Maximizing and Reaping Your Harvest:
- Tie in the shoots once as they grow. They’ll do much better climbing the support than trailing on the ground. Once they’re tied to the frame, you should only need to tie in once a fortnight, using soft twine, or flexi tie.
- A good soak once a week is much better than little and often watering. I let the hose run on each teepee for a minute or so.
- I usually fill a watering can with high potash tomato feed and give this to each teepee once a fortnight.

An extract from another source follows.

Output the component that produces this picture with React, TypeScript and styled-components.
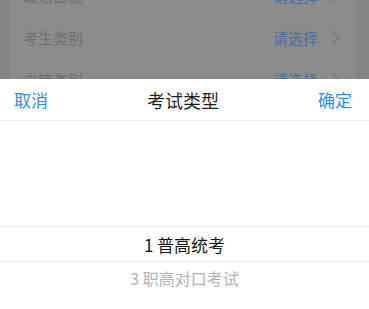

- Cut flowers as often as they appear. Cutting stimulates new flower production. If you don’t manage to cut them before the flowers are spent, be sure to deadhead as many stems as you can. The Sweet Pea’s whole drive is to flower and set seed. At this point, its job is done, and the plant stops flowering, so you’re in competition with the plant to cut those lovely flowers and keep the plant flowering.